>> BEGIN DATA EXCERPT
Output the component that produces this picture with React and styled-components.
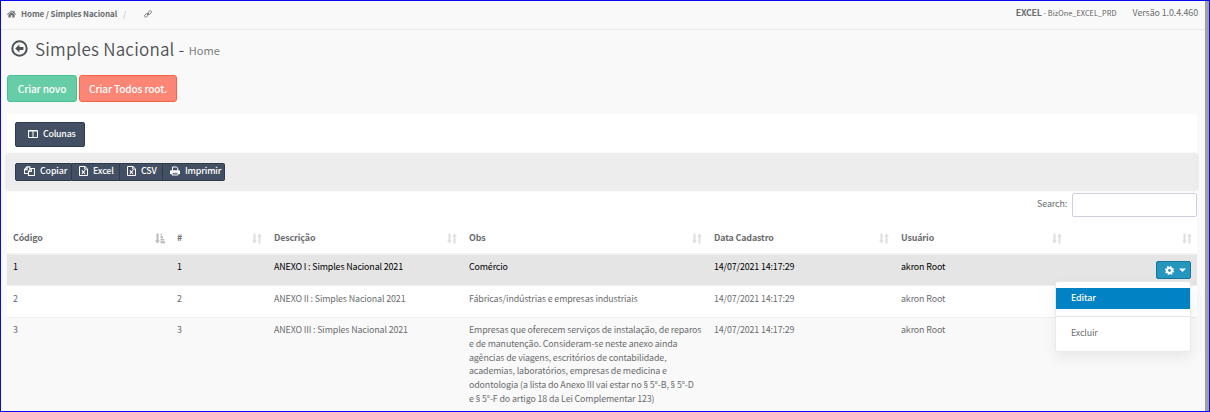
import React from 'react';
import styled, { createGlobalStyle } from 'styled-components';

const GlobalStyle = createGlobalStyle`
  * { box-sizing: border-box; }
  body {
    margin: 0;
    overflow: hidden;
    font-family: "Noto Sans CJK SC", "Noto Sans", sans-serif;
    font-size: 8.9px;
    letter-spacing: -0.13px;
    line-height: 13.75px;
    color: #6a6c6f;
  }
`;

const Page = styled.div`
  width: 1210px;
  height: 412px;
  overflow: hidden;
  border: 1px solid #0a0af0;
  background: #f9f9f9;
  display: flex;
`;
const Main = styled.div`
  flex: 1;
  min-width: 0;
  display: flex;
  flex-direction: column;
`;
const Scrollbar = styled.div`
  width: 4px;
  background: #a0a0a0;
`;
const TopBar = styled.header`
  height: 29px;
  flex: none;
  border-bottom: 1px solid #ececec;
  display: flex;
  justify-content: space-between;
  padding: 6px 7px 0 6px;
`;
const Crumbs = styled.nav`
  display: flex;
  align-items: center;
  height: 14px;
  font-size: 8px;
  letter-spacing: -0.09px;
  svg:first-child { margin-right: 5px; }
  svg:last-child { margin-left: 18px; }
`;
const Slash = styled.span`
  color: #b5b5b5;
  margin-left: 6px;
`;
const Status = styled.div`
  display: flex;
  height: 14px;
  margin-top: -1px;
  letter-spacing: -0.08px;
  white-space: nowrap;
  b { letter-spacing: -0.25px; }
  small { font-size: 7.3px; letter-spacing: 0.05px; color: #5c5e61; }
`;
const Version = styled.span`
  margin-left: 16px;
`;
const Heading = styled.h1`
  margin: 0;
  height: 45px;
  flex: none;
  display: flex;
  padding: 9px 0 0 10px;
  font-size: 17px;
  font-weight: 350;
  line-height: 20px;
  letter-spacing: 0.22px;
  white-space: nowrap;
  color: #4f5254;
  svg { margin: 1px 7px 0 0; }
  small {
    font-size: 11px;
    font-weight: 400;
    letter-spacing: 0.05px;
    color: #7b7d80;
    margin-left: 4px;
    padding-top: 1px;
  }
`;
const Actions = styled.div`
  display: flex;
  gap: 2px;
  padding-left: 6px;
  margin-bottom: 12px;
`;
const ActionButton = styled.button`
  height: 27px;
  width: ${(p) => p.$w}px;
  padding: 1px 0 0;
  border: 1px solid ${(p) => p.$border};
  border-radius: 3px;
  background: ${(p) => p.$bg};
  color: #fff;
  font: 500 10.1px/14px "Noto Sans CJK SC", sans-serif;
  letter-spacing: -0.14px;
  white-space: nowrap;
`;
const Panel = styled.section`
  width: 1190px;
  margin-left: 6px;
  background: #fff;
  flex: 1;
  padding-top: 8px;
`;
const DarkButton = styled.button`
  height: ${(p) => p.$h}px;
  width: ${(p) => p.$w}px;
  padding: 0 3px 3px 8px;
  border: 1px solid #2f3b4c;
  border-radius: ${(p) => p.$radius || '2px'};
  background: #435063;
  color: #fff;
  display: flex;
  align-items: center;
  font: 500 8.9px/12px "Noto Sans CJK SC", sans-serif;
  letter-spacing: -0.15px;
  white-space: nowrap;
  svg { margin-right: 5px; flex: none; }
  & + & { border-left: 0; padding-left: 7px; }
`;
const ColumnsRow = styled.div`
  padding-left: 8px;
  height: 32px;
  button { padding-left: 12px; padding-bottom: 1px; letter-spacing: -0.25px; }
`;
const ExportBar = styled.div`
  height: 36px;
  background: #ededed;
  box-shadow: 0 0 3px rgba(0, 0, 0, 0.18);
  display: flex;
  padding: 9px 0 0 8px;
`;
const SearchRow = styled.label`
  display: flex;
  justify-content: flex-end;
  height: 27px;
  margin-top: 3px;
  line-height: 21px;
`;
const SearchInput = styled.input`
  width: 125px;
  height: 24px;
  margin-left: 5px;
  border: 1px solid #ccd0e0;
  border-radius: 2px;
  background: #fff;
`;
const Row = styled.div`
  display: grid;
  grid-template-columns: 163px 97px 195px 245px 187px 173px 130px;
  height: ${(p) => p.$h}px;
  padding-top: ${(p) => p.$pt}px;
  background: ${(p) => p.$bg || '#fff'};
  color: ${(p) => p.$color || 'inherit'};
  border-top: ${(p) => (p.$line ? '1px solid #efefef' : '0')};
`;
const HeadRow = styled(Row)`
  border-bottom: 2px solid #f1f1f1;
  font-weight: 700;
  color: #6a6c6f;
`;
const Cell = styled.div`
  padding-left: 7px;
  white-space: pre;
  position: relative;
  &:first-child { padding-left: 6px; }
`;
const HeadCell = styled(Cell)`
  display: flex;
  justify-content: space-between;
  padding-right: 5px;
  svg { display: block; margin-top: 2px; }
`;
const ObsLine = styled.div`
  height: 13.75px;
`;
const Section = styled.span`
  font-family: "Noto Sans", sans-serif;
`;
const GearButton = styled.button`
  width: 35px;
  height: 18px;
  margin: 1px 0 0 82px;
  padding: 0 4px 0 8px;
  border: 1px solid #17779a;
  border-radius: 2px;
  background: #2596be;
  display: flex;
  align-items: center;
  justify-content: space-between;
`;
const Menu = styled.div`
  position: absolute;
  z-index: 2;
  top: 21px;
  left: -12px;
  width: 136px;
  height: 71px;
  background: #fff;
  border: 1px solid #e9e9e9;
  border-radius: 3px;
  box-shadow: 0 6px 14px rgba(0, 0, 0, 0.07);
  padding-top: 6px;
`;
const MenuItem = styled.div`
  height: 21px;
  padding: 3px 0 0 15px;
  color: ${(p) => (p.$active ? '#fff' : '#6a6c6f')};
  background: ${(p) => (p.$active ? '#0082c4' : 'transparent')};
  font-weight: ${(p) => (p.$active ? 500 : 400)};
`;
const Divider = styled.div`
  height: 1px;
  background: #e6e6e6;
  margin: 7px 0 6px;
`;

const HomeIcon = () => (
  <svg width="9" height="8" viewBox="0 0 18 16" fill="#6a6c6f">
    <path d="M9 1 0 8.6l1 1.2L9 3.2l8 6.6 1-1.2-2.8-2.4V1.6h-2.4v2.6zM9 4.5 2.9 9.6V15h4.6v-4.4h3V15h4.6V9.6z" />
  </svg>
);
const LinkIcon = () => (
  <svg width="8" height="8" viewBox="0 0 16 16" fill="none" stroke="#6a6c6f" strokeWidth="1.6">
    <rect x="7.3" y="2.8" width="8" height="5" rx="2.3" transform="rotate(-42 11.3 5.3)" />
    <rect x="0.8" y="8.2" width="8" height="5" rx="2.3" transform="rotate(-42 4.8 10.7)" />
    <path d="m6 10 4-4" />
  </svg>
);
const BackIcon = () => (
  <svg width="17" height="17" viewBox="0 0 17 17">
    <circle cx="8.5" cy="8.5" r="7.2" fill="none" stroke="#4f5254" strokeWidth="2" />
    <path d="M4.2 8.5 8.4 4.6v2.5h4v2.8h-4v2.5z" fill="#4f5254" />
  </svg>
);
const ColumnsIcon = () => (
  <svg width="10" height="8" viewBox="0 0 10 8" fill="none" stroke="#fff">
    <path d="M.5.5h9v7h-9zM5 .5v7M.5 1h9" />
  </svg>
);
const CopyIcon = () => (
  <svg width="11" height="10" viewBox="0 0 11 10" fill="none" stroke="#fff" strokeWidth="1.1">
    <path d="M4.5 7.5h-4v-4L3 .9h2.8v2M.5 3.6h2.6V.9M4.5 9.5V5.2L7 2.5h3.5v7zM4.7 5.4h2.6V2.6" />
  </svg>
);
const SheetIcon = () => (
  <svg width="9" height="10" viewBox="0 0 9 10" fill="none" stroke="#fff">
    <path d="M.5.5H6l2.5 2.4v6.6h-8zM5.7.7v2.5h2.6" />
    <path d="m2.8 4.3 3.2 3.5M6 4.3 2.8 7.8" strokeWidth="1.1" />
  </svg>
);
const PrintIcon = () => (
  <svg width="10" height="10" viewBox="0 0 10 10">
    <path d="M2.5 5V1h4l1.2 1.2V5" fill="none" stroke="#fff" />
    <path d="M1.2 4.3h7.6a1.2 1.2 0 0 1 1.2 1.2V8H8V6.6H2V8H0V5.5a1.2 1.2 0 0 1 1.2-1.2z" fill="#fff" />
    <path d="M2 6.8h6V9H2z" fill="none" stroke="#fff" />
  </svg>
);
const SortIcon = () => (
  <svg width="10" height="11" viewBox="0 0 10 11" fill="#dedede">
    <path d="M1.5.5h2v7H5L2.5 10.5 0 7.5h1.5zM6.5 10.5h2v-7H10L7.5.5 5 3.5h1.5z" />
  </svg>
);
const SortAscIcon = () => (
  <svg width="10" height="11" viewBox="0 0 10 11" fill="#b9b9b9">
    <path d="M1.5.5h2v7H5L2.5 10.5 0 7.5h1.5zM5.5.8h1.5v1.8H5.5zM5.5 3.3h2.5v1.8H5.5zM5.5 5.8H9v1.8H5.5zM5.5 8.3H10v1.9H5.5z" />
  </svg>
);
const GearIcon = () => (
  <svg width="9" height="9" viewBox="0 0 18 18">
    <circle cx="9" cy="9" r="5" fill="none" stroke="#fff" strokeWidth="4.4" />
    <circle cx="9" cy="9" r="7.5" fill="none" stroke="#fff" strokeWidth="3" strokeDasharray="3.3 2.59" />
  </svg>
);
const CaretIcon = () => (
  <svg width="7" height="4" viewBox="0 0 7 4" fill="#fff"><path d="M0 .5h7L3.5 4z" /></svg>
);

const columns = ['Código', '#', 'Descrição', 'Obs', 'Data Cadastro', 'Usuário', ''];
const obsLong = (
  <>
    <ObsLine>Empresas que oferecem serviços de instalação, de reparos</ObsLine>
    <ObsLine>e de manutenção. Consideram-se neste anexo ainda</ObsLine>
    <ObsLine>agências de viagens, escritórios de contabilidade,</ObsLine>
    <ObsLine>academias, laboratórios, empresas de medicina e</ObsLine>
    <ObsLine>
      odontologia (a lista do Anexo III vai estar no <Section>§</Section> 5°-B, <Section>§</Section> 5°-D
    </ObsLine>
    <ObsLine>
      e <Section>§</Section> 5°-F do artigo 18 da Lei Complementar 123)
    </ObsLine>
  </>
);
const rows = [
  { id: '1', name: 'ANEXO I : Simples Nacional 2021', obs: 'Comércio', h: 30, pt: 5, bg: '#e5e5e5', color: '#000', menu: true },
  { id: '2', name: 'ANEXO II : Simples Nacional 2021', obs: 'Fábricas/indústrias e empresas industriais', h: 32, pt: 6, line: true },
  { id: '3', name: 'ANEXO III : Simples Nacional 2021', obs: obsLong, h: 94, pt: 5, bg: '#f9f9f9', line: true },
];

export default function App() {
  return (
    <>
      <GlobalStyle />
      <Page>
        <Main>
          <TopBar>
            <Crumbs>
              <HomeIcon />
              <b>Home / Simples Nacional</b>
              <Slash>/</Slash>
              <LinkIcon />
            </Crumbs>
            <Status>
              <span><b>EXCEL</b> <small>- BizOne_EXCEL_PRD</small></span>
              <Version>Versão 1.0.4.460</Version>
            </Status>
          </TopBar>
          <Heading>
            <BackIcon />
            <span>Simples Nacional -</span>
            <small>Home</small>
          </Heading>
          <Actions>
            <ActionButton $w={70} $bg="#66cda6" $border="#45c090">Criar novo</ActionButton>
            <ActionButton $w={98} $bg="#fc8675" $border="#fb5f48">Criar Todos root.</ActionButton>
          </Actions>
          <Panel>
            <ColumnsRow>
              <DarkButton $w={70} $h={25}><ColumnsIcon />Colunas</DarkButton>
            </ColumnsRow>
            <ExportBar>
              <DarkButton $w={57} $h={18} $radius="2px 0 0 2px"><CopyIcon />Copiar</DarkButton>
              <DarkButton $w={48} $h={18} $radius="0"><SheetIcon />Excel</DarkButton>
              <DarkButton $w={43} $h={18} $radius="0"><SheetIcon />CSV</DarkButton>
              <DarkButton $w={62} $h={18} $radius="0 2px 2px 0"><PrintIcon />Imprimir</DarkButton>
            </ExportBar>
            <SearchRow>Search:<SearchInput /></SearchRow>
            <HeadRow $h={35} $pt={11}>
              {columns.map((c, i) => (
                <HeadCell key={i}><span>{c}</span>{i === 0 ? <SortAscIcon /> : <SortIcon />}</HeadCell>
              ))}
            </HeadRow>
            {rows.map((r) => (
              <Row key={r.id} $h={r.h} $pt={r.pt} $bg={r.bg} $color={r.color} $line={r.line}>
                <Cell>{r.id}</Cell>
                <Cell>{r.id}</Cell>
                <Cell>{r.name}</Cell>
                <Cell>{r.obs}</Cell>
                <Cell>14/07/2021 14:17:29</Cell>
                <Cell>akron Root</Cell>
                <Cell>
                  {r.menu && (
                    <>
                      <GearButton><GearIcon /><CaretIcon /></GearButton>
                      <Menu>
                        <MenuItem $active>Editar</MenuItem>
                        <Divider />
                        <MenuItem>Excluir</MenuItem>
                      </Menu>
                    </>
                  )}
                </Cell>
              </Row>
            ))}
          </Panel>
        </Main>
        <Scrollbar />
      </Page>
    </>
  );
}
>> END DATA EXCERPT
◆ THE PROBLEM ◆
Where a line above contains the string "components", copy that line.

◆ EXERCISE OUTPUT ◆
Output the component that produces this picture with React and styled-components.
import styled, { createGlobalStyle } from 'styled-components';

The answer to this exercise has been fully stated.